God gave it. Jesus modelled it. Joseph felt it. Daniel received it. The parables of the Good Samaritan and the Prodigal taught it. We are encouraged to do it. It is often inconvenient, messy, and time-consuming, yet richly fulfilling. But what is IT? It is compassion.
The Greek word for compassion is splagchnizomai, which literally means the bowels (heart, lung, spleen). At first it sounds strange. However, it is in your gut you feel your most passionate feelings like anger, love, or tenderness. Compassion means to be moved to a gut level feeling of distress over the suffering of another.

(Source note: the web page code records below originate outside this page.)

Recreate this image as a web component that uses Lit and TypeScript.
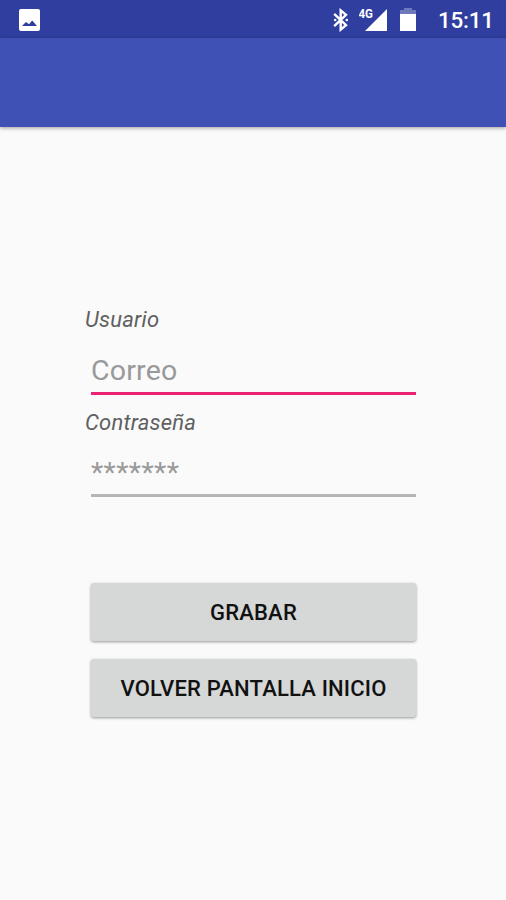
import { LitElement, html, css } from "lit";
import { customElement } from "lit/decorators.js";

@customElement("status-bar")
class StatusBar extends LitElement {
  static styles = css`
    :host { display: flex; align-items: flex-start; height: 38px; background: #303f9f; color: #fff; }
    svg { display: block; flex: none; fill: #fff; }
    .picture { margin: 9px 0 0 19px; }
    .spacer { flex: 1; }
    .bluetooth { margin: 8px 9px 0 0; }
    .signal { margin: 8px 12px 0 0; }
    .battery { margin: 8px 22px 0 0; }
    .net { font: 700 12px Roboto, sans-serif; }
    .faded { opacity: 0.3; }
    .time { width: 55px; text-align: right; font: 500 22.4px/26px Roboto, sans-serif; letter-spacing: -0.2px; margin: 7px 13px 0 0; white-space: nowrap; }
  `;
  render() {
    return html`
      <svg class="picture" width="21" height="22" viewBox="0 0 21 22">
        <path fill-rule="evenodd" d="M2 0H19Q21 0 21 2V20Q21 22 19 22H2Q0 22 0 20V2Q0 0 2 0ZM3 17H18L13.2 11.5L10 15.3L7 13Z" />
      </svg>
      <span class="spacer"></span>
      <svg class="bluetooth" width="18" height="24" viewBox="0 0 18 24">
        <path
          fill="none"
          stroke="#fff"
          stroke-width="2.4"
          d="M2.2 5.8L14 17.2L8.7 21.6V2.4L14 6.8L2.2 18.2"
        />
        <circle cx="3.2" cy="12" r="1.3" /><circle cx="14.8" cy="12" r="1.3" />
      </svg>
      <svg class="signal" width="29" height="24" viewBox="0 0 29 24">
        <path d="M28 1V23H6Z" />
        <text class="net" x="-0.6" y="10.2" textLength="14.5" lengthAdjust="spacingAndGlyphs">4G</text>
      </svg>
      <svg class="battery" width="16" height="24" viewBox="0 0 16 24">
        <path class="faded" d="M4 0H12V2H16V6H0V2H4Z" />
        <path d="M0 6H16V23H0Z" />
      </svg>
      <span class="time">15:11</span>
    `;
  }
}

@customElement("app-root")
class AppRoot extends LitElement {
  static styles = css`
    :host {
      display: flex;
      flex-direction: column;
      height: 900px;
      background: #fafafa;
      font-family: Roboto, sans-serif;
    }
    status-bar { flex: none; }
    .toolbar { flex: none; height: 89px; background: #3f51b5; box-shadow: 0 1px 4px rgba(0, 0, 0, 0.38); }
    .form { display: flex; flex-direction: column; padding: 180px 90px 0 85px; }
    .label { font-size: 22px; line-height: 26px; letter-spacing: 0.22px; font-style: italic; color: #606060; }
    .field {
      box-sizing: border-box;
      height: 41px;
      margin: 21px 0 0 6px;
      font-size: 28.5px;
      line-height: 34px;
      letter-spacing: 0.2px;
      color: #999;
      border-bottom: 3px solid #b5b5b5;
    }
    .focused { border-bottom-color: #ec2370; margin-bottom: 15px; }
    .password { margin-top: 20px; letter-spacing: 0.35px; }
    .actions { display: flex; flex-direction: column; gap: 18px; margin: 86px 0 0 6px; }
    .button {
      box-sizing: border-box;
      height: 58px;
      border: 0;
      padding: 2px 0 0;
      border-radius: 3px;
      background: #d6d7d7;
      color: #111;
      font: 500 22px/56px Roboto, sans-serif;
      letter-spacing: 0.18px;
      box-shadow: 0 1px 3px rgba(0, 0, 0, 0.4);
    }
  `;
  render() {
    return html`
      <status-bar></status-bar>
      <div class="toolbar"></div>
      <div class="form">
        <div class="label">Usuario</div>
        <div class="field focused">Correo</div>
        <div class="label">Contraseña</div>
        <div class="field password">*******</div>
        <div class="actions">
          <button class="button">GRABAR</button>
          <button class="button">VOLVER PANTALLA INICIO</button>
        </div>
      </div>
    `;
  }
}
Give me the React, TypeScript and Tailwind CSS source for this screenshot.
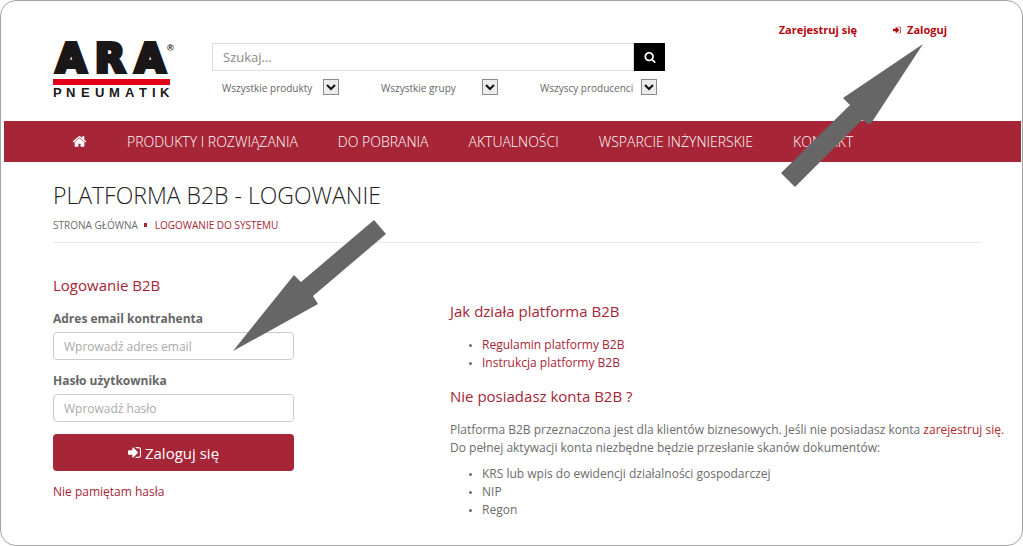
import React from "react";

const navItems = [
  "PRODUKTY I ROZWIĄZANIA",
  "DO POBRANIA",
  "AKTUALNOŚCI",
  "WSPARCIE INŻYNIERSKIE",
  "KONTAKT",
];

const filters = ["Wszystkie produkty", "Wszystkie grupy", "Wszyscy producenci"];

const documents = [
  "KRS lub wpis do ewidencji działalności gospodarczej",
  "NIP",
  "Regon",
];

type IconProps = { className?: string };

const HomeIcon: React.FC<IconProps> = ({ className }) => (
  <svg viewBox="0 0 1792 1792" fill="currentColor" className={className} aria-hidden="true">
    <path d="M1472 992v480q0 26-19 45t-45 19h-384v-384h-256v384h-384q-26 0-45-19t-19-45v-480q0-1 .5-3t.5-3l575-474 575 474q1 2 1 6zm223-69l-62 74q-8 9-21 11h-3q-13 0-21-7l-692-577-692 577q-12 8-24 7-13-2-21-11l-62-74q-8-10-7-23.5t11-21.5l719-599q32-26 76-26t76 26l244 204v-195q0-14 9-23t23-9h192q14 0 23 9t9 23v408l219 182q10 8 11 21.5t-7 23.5z" />
  </svg>
);

const SearchIcon: React.FC<IconProps> = ({ className }) => (
  <svg viewBox="0 0 1792 1792" fill="currentColor" className={className} aria-hidden="true">
    <path d="M1216 832q0-185-131.5-316.5t-316.5-131.5-316.5 131.5-131.5 316.5 131.5 316.5 316.5 131.5 316.5-131.5 131.5-316.5zm512 832q0 52-38 90t-90 38q-54 0-90-38l-343-342q-179 124-399 124-143 0-273.5-55.5t-225-150-150-225-55.5-273.5 55.5-273.5 150-225 225-150 273.5-55.5 273.5 55.5 225 150 150 225 55.5 273.5q0 220-124 399l343 343q37 37 37 90z" />
  </svg>
);

const SignInIcon: React.FC<IconProps> = ({ className }) => (
  <svg viewBox="0 128 1536 1536" fill="currentColor" className={className} aria-hidden="true">
    <path d="M1184 896q0 26-19 45l-544 544q-19 19-45 19t-45-19-19-45v-288h-448q-26 0-45-19t-19-45v-384q0-26 19-45t45-19h448v-288q0-26 19-45t45-19 45 19l544 544q19 19 19 45zm352-352v704q0 119-84.5 203.5t-203.5 84.5h-320q-13 0-22.5-9.5t-9.5-22.5q0-4-1-20t-.5-26.5 3-23.5 10-19.5 20.5-6.5h320q66 0 113-47t47-113v-704q0-66-47-113t-113-47h-312l-11.5-1-11.5-3-8-5.5-7-9-2-13.5q0-4-1-20t-.5-26.5 3-23.5 10-19.5 20.5-6.5h320q119 0 203.5 84.5t84.5 203.5z" />
  </svg>
);

const Logo: React.FC = () => (
  <svg width="123" height="56" viewBox="0 0 123 56" className="overflow-visible" role="img" aria-label="ARA Pneumatik">
    <text
      x="3 42 82"
      y="29"
      fontSize="39"
      fontWeight="bold"
      fontFamily="DejaVu Sans, sans-serif"
      fill="#1a1718"
      stroke="#1a1718"
      strokeWidth="4"
    >
      ARA
    </text>
    <text x="114" y="8" fontSize="9" fontWeight="bold" fontFamily="Liberation Sans, sans-serif" fill="#1a1718">
      ®
    </text>
    <rect x="0" y="36" width="117" height="6" fill="#e2001a" />
    <text
      x="0 13 28 42 56 72 86 99 107"
      y="54"
      fontSize="13"
      fontWeight="bold"
      fontFamily="Liberation Sans, sans-serif"
      fill="#1a1718"
    >
      PNEUMATIK
    </text>
  </svg>
);

const FilterSelect: React.FC<{ label: string }> = ({ label }) => (
  <div className="relative w-[127px]">
    <select
      aria-label={label}
      className="w-full h-4 appearance-none pl-[10px] text-[10px] leading-4 text-[#666] focus:outline-none"
    >
      <option>{label}</option>
    </select>
    <span className="absolute right-0 top-0 w-4 h-4 border border-[#8a8a8a] bg-[#ececec] flex items-center justify-center pointer-events-none">
      <svg viewBox="0 0 10 7" className="w-[10px] h-[7px]" aria-hidden="true">
        <path d="M1 1l4 4 4-4" fill="none" stroke="#111" strokeWidth="2" />
      </svg>
    </span>
  </div>
);

const Field: React.FC<{ id: string; label: string; placeholder: string; type: string }> = ({
  id,
  label,
  placeholder,
  type,
}) => (
  <div className="mb-3">
    <label htmlFor={id} className="block text-xs leading-[18px] font-bold text-[#666] mb-1">
      {label}
    </label>
    <input
      id={id}
      type={type}
      placeholder={placeholder}
      className="block w-full h-7 rounded border border-[#ccc] px-[10px] text-xs placeholder:text-[#aaa] focus:outline-none"
    />
  </div>
);

export default function App() {
  return (
    <div className="relative min-h-screen rounded-2xl border border-[#a5a5a5] bg-white font-['Open_Sans',sans-serif] text-xs leading-[18px] text-[#6b6b6b]">
      <header className="flex items-start pl-[52px] pr-[75px] h-[120px]">
        <div className="pt-[42px] w-[159px] shrink-0">
          <a href="#" className="block">
            <Logo />
          </a>
        </div>
        <div className="pt-[42px] w-[453px] shrink-0">
          <form className="flex h-7">
            <input
              type="text"
              aria-label="Szukaj"
              placeholder="Szukaj..."
              className="grow border border-[#ddd] px-[10px] text-[13px] placeholder:text-[#888] focus:outline-none"
            />
            <button type="submit" aria-label="Szukaj" className="w-[31px] bg-black text-white flex items-center justify-center">
              <SearchIcon className="w-3 h-3" />
            </button>
          </form>
          <div className="flex gap-8 mt-2">
            {filters.map((label) => (
              <FilterSelect key={label} label={label} />
            ))}
          </div>
        </div>
        <div className="ml-auto pt-5 flex gap-9 text-[11px] font-bold text-[#b8070f]">
          <a href="#">Zarejestruj się</a>
          <a href="#" className="flex items-center gap-[6px]">
            <SignInIcon className="w-2 h-2" />
            Zaloguj
          </a>
        </div>
      </header>

      <nav className="ml-[3px] mr-px h-[41px] bg-[#a62537] flex items-center gap-10 pl-[68px] text-sm font-light text-white">
        <a href="#" aria-label="Strona główna">
          <HomeIcon className="w-[15px] h-[15px]" />
        </a>
        {navItems.map((item) => (
          <a key={item} href="#" className="whitespace-nowrap">
            {item}
          </a>
        ))}
      </nav>

      <main className="pl-[52px]">
        <div className="mr-10 pt-4 pb-2 border-b border-[#e8e8e8]">
          <h1 className="text-[23px] leading-[34px] font-light text-[#222]">PLATFORMA B2B - LOGOWANIE</h1>
          <div className="mt-1 flex items-center gap-[6px] text-[10px]">
            <a href="#">STRONA GŁÓWNA</a>
            <span className="w-[3px] h-1 bg-[#a62537]" />
            <a href="#" className="ml-[2px] text-[#a62537]">
              LOGOWANIE DO SYSTEMU
            </a>
          </div>
        </div>

        <div className="flex">
          <form className="w-[241px] mr-[156px] shrink-0 pt-[30px]">
            <h2 className="text-[15px] leading-6 text-[#a62537] mb-[13px]">Logowanie B2B</h2>
            <Field id="email" type="email" label="Adres email kontrahenta" placeholder="Wprowadź adres email" />
            <Field id="password" type="password" label="Hasło użytkownika" placeholder="Wprowadź hasło" />
            <button
              type="submit"
              className="w-full h-[37px] rounded bg-[#a62537] text-white text-[15px] flex items-center justify-center gap-1"
            >
              <SignInIcon className="w-[13px] h-[13px]" />
              Zaloguj się
            </button>
            <a href="#" className="inline-block mt-3 text-[#a62537]">
              Nie pamiętam hasła
            </a>
          </form>

          <section className="pt-14">
            <h2 className="text-[15px] leading-6 text-[#a62537] mb-[13px]">Jak działa platforma B2B</h2>
            <ul className="pl-8 list-disc marker:text-[8px]">
              <li>
                <a href="#" className="text-[#a62537]">Regulamin platformy B2B</a>
              </li>
              <li>
                <a href="#" className="text-[#a62537]">Instrukcja platformy B2B</a>
              </li>
            </ul>
            <h2 className="mt-3 text-[15px] leading-6 text-[#a62537] mb-[13px]">Nie posiadasz konta B2B ?</h2>
            <p>
              Platforma B2B przeznaczona jest dla klientów biznesowych. Jeśli nie posiadasz konta{" "}
              <a href="#" className="text-[#b3262c]">zarejestruj się.</a>
              <br />
              Do pełnej aktywacji konta niezbędne będzie przesłanie skanów dokumentów:
            </p>
            <ul className="mt-2 pl-8 list-disc marker:text-[8px]">
              {documents.map((doc) => (
                <li key={doc}>{doc}</li>
              ))}
            </ul>
          </section>
        </div>
      </main>

      {/* hint arrows pointing at the login link and the email field */}
      <svg
        viewBox="0 0 142 143"
        className="absolute top-[43px] left-[780px] w-[142px] h-[143px] pointer-events-none"
        aria-hidden="true"
      >
        <path d="M142 0L62 54l7 7L0 129l14 14 67-67 8 5z" fill="#666" />
      </svg>
      <svg
        viewBox="0 0 153 131"
        className="absolute top-[219px] left-[232px] w-[153px] h-[131px] pointer-events-none"
        aria-hidden="true"
      >
        <path d="M0 131L61 55l7 7 73-62 12 14-73 62 5 8z" fill="#666" />
      </svg>
    </div>
  );
}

Reading the Scriptures reveals compassion is a feeling that motivates people to act. The word compassion is most commonly followed by the word “on.” For example, Jesus had compassion on… the crowds, the woman, Mary. I draw your attention to the word “on,” because it reveals compassion starts in relationship. The Israelite’s God, Yahweh was a God full of compassion (Ps. 78:38; 86:15; 111:4; 112:4; 145:8; La. 3:22). Moreover, we see in the New Testament, that Jesus Christ’s compassion was at the heart of His earthly ministry and teachings. God, seeking relationship with us, is in contact with and supports you! (Matt.9: 36.14:14,18:27; Mk.8:2; Lk. 10:33;Heb 5:2.)
I had never given the idea of compassion much thought until a few months ago when in the midst of a friend’s crisis, I felt gut wrenching pain and realized, for the first time, this was what true compassion felt like. How could this be? I grew up in a home open to those without family, walked alongside friends in crisis, and currently serve in a street level church of marginalized, homeless, addicted and broken people.

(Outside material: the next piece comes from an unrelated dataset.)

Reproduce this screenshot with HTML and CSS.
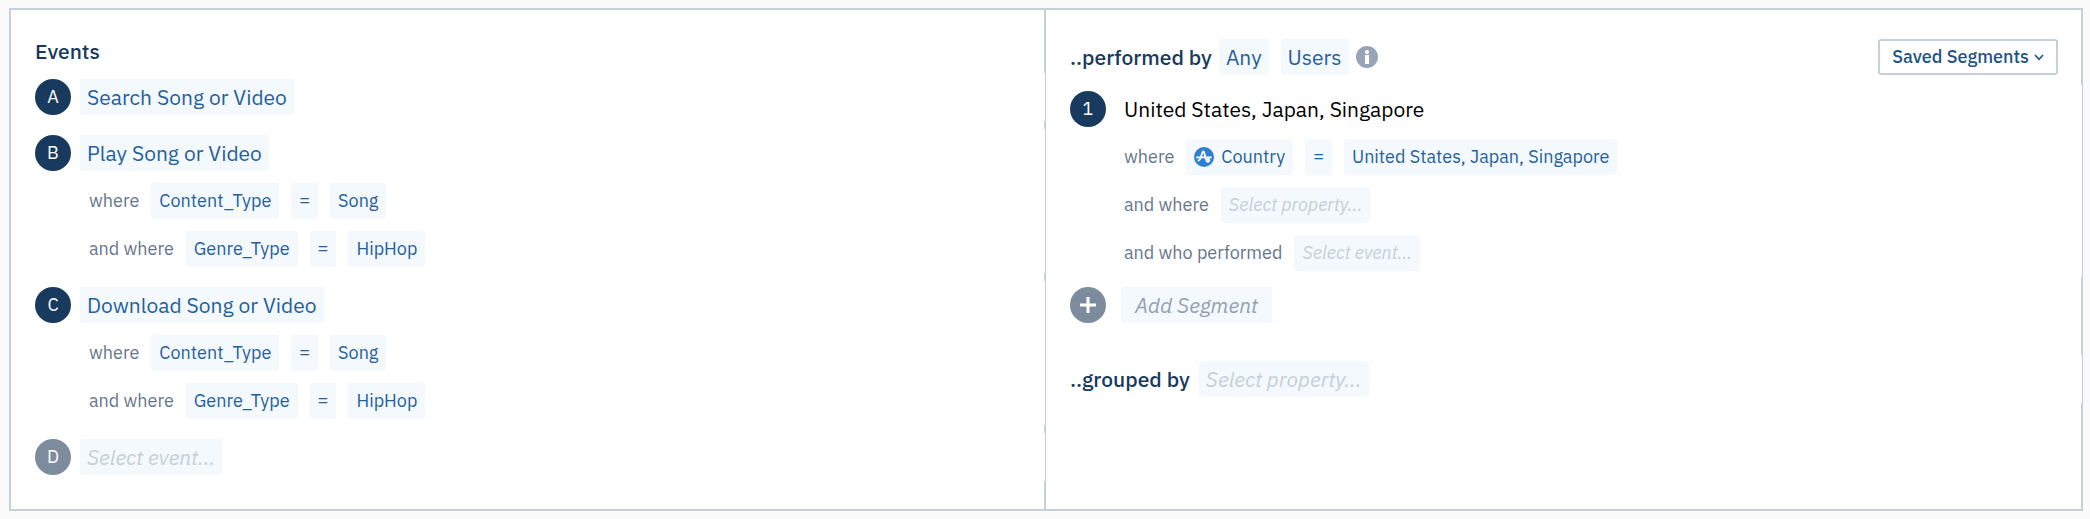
FILE: index.html
```
<!DOCTYPE html>
<html lang="en">
	<head>
		<meta charset="utf-8" />
		<title>Events</title>
		<link rel="stylesheet" href="styles.css">
	</head>
	<body>
		<main class="query">
			<section class="panel events">
				<h2 class="title">Events</h2>
				<div class="block">
					<div class="row">
						<span class="badge">A</span>
						<button class="chip large">Search Song or Video</button>
					</div>
				</div>
				<div class="block">
					<div class="row">
						<span class="badge">B</span>
						<button class="chip large">Play Song or Video</button>
					</div>
					<div class="row filter">
						<span class="label">where</span>
						<button class="chip">Content_Type</button>
						<button class="chip">=</button>
						<button class="chip">Song</button>
					</div>
					<div class="row filter">
						<span class="label">and where</span>
						<button class="chip">Genre_Type</button>
						<button class="chip">=</button>
						<button class="chip">HipHop</button>
					</div>
				</div>
				<div class="block">
					<div class="row">
						<span class="badge">C</span>
						<button class="chip large">Download Song or Video</button>
					</div>
					<div class="row filter">
						<span class="label">where</span>
						<button class="chip">Content_Type</button>
						<button class="chip">=</button>
						<button class="chip">Song</button>
					</div>
					<div class="row filter">
						<span class="label">and where</span>
						<button class="chip">Genre_Type</button>
						<button class="chip">=</button>
						<button class="chip">HipHop</button>
					</div>
				</div>
				<div class="block">
					<div class="row">
						<span class="badge muted">D</span>
						<button class="chip large empty">Select event...</button>
					</div>
				</div>
			</section>

			<section class="panel segments">
				<div class="head">
					<h2 class="title">..performed by</h2>
					<div class="who">
						<button class="chip large">Any</button>
						<button class="chip large">Users</button>
					</div>
					<svg class="info" viewBox="0 0 22 22" role="img" aria-label="Info">
						<circle cx="11" cy="11" r="11" fill="#98a4b5"/>
						<circle cx="11" cy="6" r="2" fill="#fff"/>
						<path d="M9 9H13V18H9Z" fill="#fff"/>
					</svg>
					<button class="saved">
						Saved Segments
						<svg class="caret" viewBox="0 0 10 7"><path d="M1 1L5 5.4L9 1" fill="none" stroke="#1e5385" stroke-width="1.6"/></svg>
					</button>
				</div>
				<div class="block">
					<div class="row">
						<span class="badge">1</span>
						<span class="name">United States, Japan, Singapore</span>
					</div>
					<div class="row filter">
						<span class="label">where</span>
						<button class="chip property">
							<svg class="logo" viewBox="0 0 20 20">
								<circle cx="10" cy="10" r="10" fill="#2f7fd1"/>
								<path d="M3 10.400H17M4.500 13.500C7 13.500 7.800 4.500 9.300 4.500C11 4.500 11.400 14.800 13.500 14.800C15 14.800 15.800 13.400 15.200 12.600C14.800 12 14 12 13.500 12.600" fill="none" stroke="#fff" stroke-width="1.8" stroke-linecap="round" stroke-linejoin="round"/>
							</svg>
							Country
						</button>
						<button class="chip">=</button>
						<button class="chip">United States, Japan, Singapore</button>
					</div>
					<div class="row filter">
						<span class="label">and where</span>
						<button class="chip empty">Select property...</button>
					</div>
					<div class="row filter">
						<span class="label">and who performed</span>
						<button class="chip empty">Select event...</button>
					</div>
				</div>
				<div class="add">
					<button class="badge muted" aria-label="Add">
						<svg class="plus" viewBox="0 0 16 16"><path d="M8 0V16M0 8H16" stroke="#fff" stroke-width="3"/></svg>
					</button>
					<button class="chip large add-chip">Add Segment</button>
				</div>
				<div class="row grouped">
					<h2 class="title">..grouped by</h2>
					<button class="chip large empty">Select property...</button>
				</div>
			</section>
		</main>
	</body>
</html>
```
FILE: styles.css
```
*{
	margin: 0;
	padding: 0;
	box-sizing: border-box;
}
body{
	padding: 8px 7px 8px 9px;
	background: #fafafa;
	font-family: "IBM Plex Sans", Roboto, sans-serif;
	font-size: 18px;
	line-height: 24px;
	color: #000;
}
button{
	border: 0;
	font: inherit;
	white-space: nowrap;
	cursor: pointer;
}
.query{
	display: grid;
	grid-template-columns: 1fr 1fr;
	border-top: 2px solid #c5d0da;
	border-bottom: 2px solid #c5d0da;
	background: #fff;
}
.panel{
	border-right: 2px solid #c5d0da;
}
.events{
	padding: 28px 0 28px 24px;
	border-left: 2px solid #c5d0da;
}
.segments{
	padding: 23px 0 28px 24px;
}
.title{
	font-size: 21px;
	font-weight: 500;
	line-height: 26px;
	color: #173a5e;
}
.events .title{
	margin-bottom: 9px;
}
/* rows run over the inner half of the panel border */
.block, .grouped{
	margin-right: -1px;
	background: #fff;
}
.events .block + .block{
	margin-top: 8px;
}
.row{
	display: flex;
	align-items: center;
	height: 48px;
}
.badge{
	display: flex;
	align-items: center;
	justify-content: center;
	width: 36px;
	height: 36px;
	margin-right: 9px;
	border-radius: 50%;
	background: #173a5e;
	color: #fff;
}
.muted{
	background: #7d8c9d;
}
.chip{
	height: 36px;
	padding: 0 8px;
	border-radius: 3px;
	background: #f4f9fe;
	color: #25609c;
}
.large{
	padding: 0 7px;
	font-size: 21px;
}
.empty{
	color: #c6ced7;
	font-style: italic;
}
.filter{
	gap: 12px;
	padding-left: 54px;
}
.label{
	color: #67768a;
}
.head{
	display: flex;
	align-items: center;
	gap: 7px;
	height: 52px;
	padding: 0 23px 4px 0;
}
.who{
	display: flex;
	gap: 12px;
}
.info{
	width: 22px;
	height: 22px;
}
.saved{
	display: flex;
	align-items: center;
	gap: 5px;
	height: 36px;
	margin-left: auto;
	padding: 0 12px;
	border: 2px solid #c5d0da;
	border-radius: 3px;
	background: #fff;
	color: #1e5385;
	font-weight: 500;
}
.caret{
	width: 10px;
	height: 7px;
}
.name{
	margin-left: 9px;
	font-size: 21px;
}
.property{
	display: flex;
	align-items: center;
	gap: 7px;
}
.logo{
	width: 20px;
	height: 20px;
}
.add{
	display: flex;
	gap: 6px;
	padding: 10px 0 32px;
}
.plus{
	width: 16px;
	height: 16px;
}
.add-chip{
	padding: 0 14px;
	color: #93a0b1;
	font-style: italic;
}
.grouped{
	gap: 9px;
}
```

The tension-filled answer is that I was forced from my sterile, safe, arm’s length do-gooding to in my face, up to my neck, messy suffering alongside. I identified three changes within me. First, hot tears of suffering and hopelessness penetrated my heart. Second, more than being just moved, I felt frightened because I was being woven into my friend’s pain and suffering. Finally—and most powerfully—was the reality that my well-meaning act of doing good had failed. The truth was I added to her pain. My lack of sensitivity and ability to be there in a way she needed were my failures to own.
In the heat of her crisis, I selfishly tried to be there unconditionally for her, choosing judgmental rules over relationship (or in Christianese law over grace), which caused her to withdraw from me. Gratefully, there was another friend who compassionately carried her. My friend and I did reconnect and in raw experience, I am learning to exercise and hold in tension my compassionate muscle with my conviction muscle.
Compassion means to be present, to give hope, share in the circumstances, and therefore know what is needed. Sometimes compassion is given for a short season in another’s life, such as the death of a loved one, and for others it is a life long vocation. Both are essential.
Compassion is not about fixing people or their problems. Fixing is a personal, hidden agenda to keep the pain at a distance. Rather than simply suffering with our friends, we tend to give advice. If they follow our advice correctly, healing comes and all is well. If they don’t take our advice, we are off the hook because we think we did what we could so continued suffering is their own fault.
In essence, compassion is at the core of being human. I have learned that not only do we make God more acceptable by ignoring the parts we don’t like or don’t understand about Him, but we also put God in a box so He is not all-powerful and Glorious Mystery. By doing this we limit “being human” so we can minimize suffering.
So what now? Do you have the guts and courage to show compassion? Is there someone in your life who feels lonely and isolated? Are you willing to take the risk of listening, getting messy, taking time and suffering alongside? It will make a difference.
Allow your friends to be fully human and at the same time encourage God’s healing and hope. For me, my discovery of true compassion made a difference in my own life and more importantly, the life of my struggling friend.